Bureaucratic red tape strangles Ontario business
By Toby Barrett, MPP

Red tape, rules and regulations and the attendant paper-work and bureaucracy often lead to a discussion of conflicting demands. People, from many quarters, demand regulation to achieve social or safety or environmental goals. At the same time people expect government to cut costs, to cut bureaucracy and to cut red tape.

Businesses, farmers and entrepreneurs in Ontario have become increasingly frustrated with growing government regulation - the filling out of seemingly unnecessary paperwork, obtaining unnecessary licenses, having multiple people or committees approve decisions, and various low-level rules that make conducting one's affairs slower, more difficult, and more costly. The Toronto Star indicates that provincial ministries currently have a total of 500,000 regulatory requirements on their books.

I am presently travelling the province on the Finance Committee for pre-budget hearings – an opportunity for public input that I take part in every year. Last year, our Finance Committee heard from several groups on how the regulatory burden was negatively impacting businesses in their sector.

For example, the Ontario Road Builders’ Association reported the Ministry of the Environment actually prevented their member businesses from recycling. Karen Renkema told the committee: “we’re finding that we’re paying to dump our excess construction materials and landfill at this point because they are not being able to be reused because of the regulatory issues with the Ministry of the Environment”

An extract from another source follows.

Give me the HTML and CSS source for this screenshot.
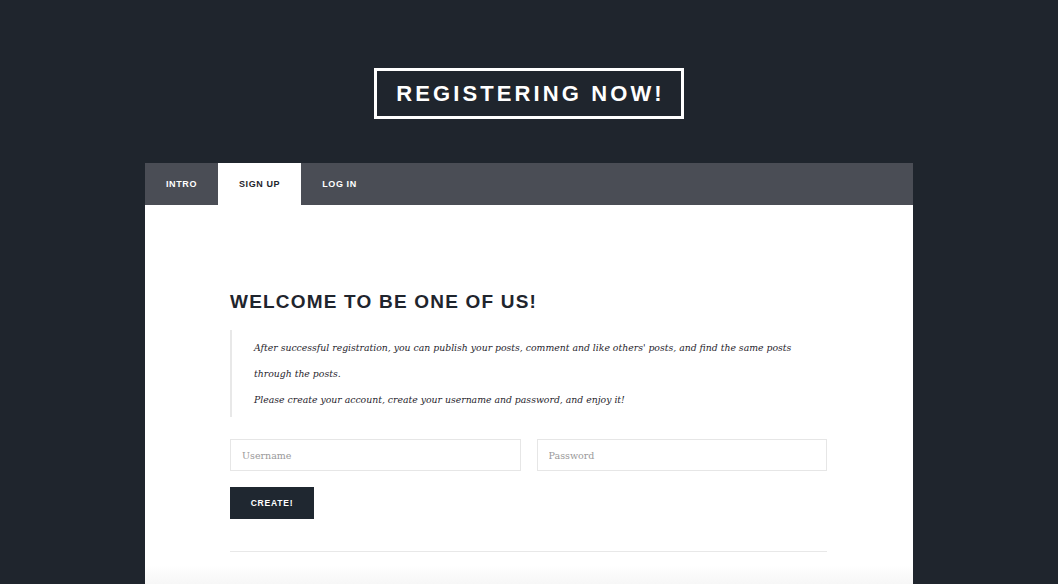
FILE: index.html
```html
<!DOCTYPE html>
<html>
<head>
<meta charset="utf-8">
<link rel="stylesheet" href="styles.css">
</head>
<body>
<div class="page">
  <header class="top">
    <h1 class="title">REGISTERING NOW!</h1>
  </header>
  <main class="panel">
    <nav class="tabs">
      <a class="tab">INTRO</a>
      <a class="tab active">SIGN UP</a>
      <a class="tab">LOG IN</a>
    </nav>
    <section class="content">
      <h2 class="heading">WELCOME TO BE ONE OF US!</h2>
      <blockquote class="quote">
        <p>After successful registration, you can publish your posts, comment and like others' posts, and find the same posts through the posts.</p>
        <p>Please create your account, create your username and password, and enjoy it!</p>
      </blockquote>
      <form class="form">
        <div class="fields">
          <input class="field" type="text" placeholder="Username">
          <input class="field" type="password" placeholder="Password">
        </div>
        <button class="btn" type="button">CREATE!</button>
      </form>
      <hr class="rule">
    </section>
  </main>
</div>
</body>
</html>
```
FILE: styles.css
```css
* { box-sizing: border-box; }
html, body { margin: 0; padding: 0; }
body {
  background: #1f252d;
  font-family: "Liberation Sans", Arial, sans-serif;
  height: 584px;
  overflow: hidden;
}
.page {
  display: flex;
  flex-direction: column;
  align-items: center;
  padding-top: 68px;
}
.top { display: flex; justify-content: center; }
.title {
  margin: 0;
  border: 3px solid #ffffff;
  color: #ffffff;
  font-size: 22px;
  font-weight: bold;
  letter-spacing: 3.1px;
  line-height: 45px;
  height: 51px;
  width: 310px;
  text-align: center;
  padding-left: 3px;
}
.panel {
  margin-top: 44px;
  width: 768px;
  background: #ffffff;
}
.tabs {
  display: flex;
  background: #4a4d55;
  height: 42px;
}
.tab {
  display: flex;
  align-items: center;
  padding: 0 21px;
  color: #ffffff;
  font-size: 9px;
  font-weight: bold;
  letter-spacing: 0.6px;
}
.tab.active {
  background: #ffffff;
  color: #1f252d;
}
.content {
  padding: 86px 86px 40px 85px;
  background: linear-gradient(to bottom, #ffffff 0, #ffffff 360px, #f6f6f6 380px);
  min-height: 400px;
}
.heading {
  margin: 0;
  color: #1f252d;
  font-size: 19px;
  font-weight: bold;
  letter-spacing: 1.2px;
  line-height: 22px;
}
.quote {
  margin: 17px 0 0 0;
  border-left: 2px solid #e8e8e8;
  padding: 5px 0 5px 22px;
  font-family: "DejaVu Serif", Georgia, serif;
  font-style: italic;
  font-size: 9.3px;
  color: #1f252d;
}
.quote p { margin: 0; line-height: 25.8px; }
.form { margin-top: 22px; }
.fields {
  display: flex;
  gap: 16px;
}
.field {
  flex: 1;
  height: 32px;
  border: 1px solid #e6e6e6;
  padding: 0 11px;
  font-family: "DejaVu Serif", Georgia, serif;
  font-size: 9.5px;
  color: #333;
  background: #fff;
  outline: none;
}
.field::placeholder { color: #999999; }
.btn {
  margin-top: 16px;
  display: block;
  width: 84px;
  height: 32px;
  border: 0;
  background: #1f2730;
  color: #ffffff;
  font-family: "Liberation Sans", Arial, sans-serif;
  font-size: 8.5px;
  font-weight: bold;
  letter-spacing: 0.8px;
  padding: 0;
}
.rule {
  margin: 32px 0 0 0;
  border: 0;
  border-top: 1px solid #e8e8e8;
}
```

Finance Committee testimony also saw the President of the Ontario Chamber of Commerce, Len Crispino state: “We must, once and for all, dramatically slash the red tape that continues to impede business.

CEO of the Chartered Management Accountants of Ontario, Merv Hillier warned: “If you want growth in Ontario, then you have to make it easy for business to do business here.”

Following the hearings last year the Official Opposition challenged the McGuinty Government, in the strongest possible terms, to set and commit to real targets to reduce the regulatory burden on all businesses - including the implementation of a substantive Red Tape Reduction Act. We are still waiting for any substantive response.

It is not surprising that a Canadian Federation of Independent Business (CFIB) research study on government regulation indicated that: 73 per cent of members feel regulations cause significant stress, 62 per cent indicate that complying with regulation stakes time away from friends and family, and 26 per cent of business owners say if they had known the burden of regulation, they may not have gone into business.

If you are fed up, we in the Opposition, invite you to share your experiences with burdensome regulations at www.tiredofredtape.ca.

Regrettably the situation is worsening in Ontario.

The recently passed Toxic Reduction Act contains a very bad example of how Ontario’s regulatory environment can punish our food and agriculture sectors.  In the case of flour milling, the end product – flour – would be considered particulate matter and, believe it or not, would be classified under the Toxics Reduction Act as toxic.

The fight to ensure food and feed materials are not declared toxic has been joined by the Grain Farmers of Ontario, the Ontario Alliance of Food Processors, the Ontario Agri-Business Association, the Canadian National Millers Association – all requesting a clarification of the act to state that food and feed products are not toxic.

The battle against red tape continues.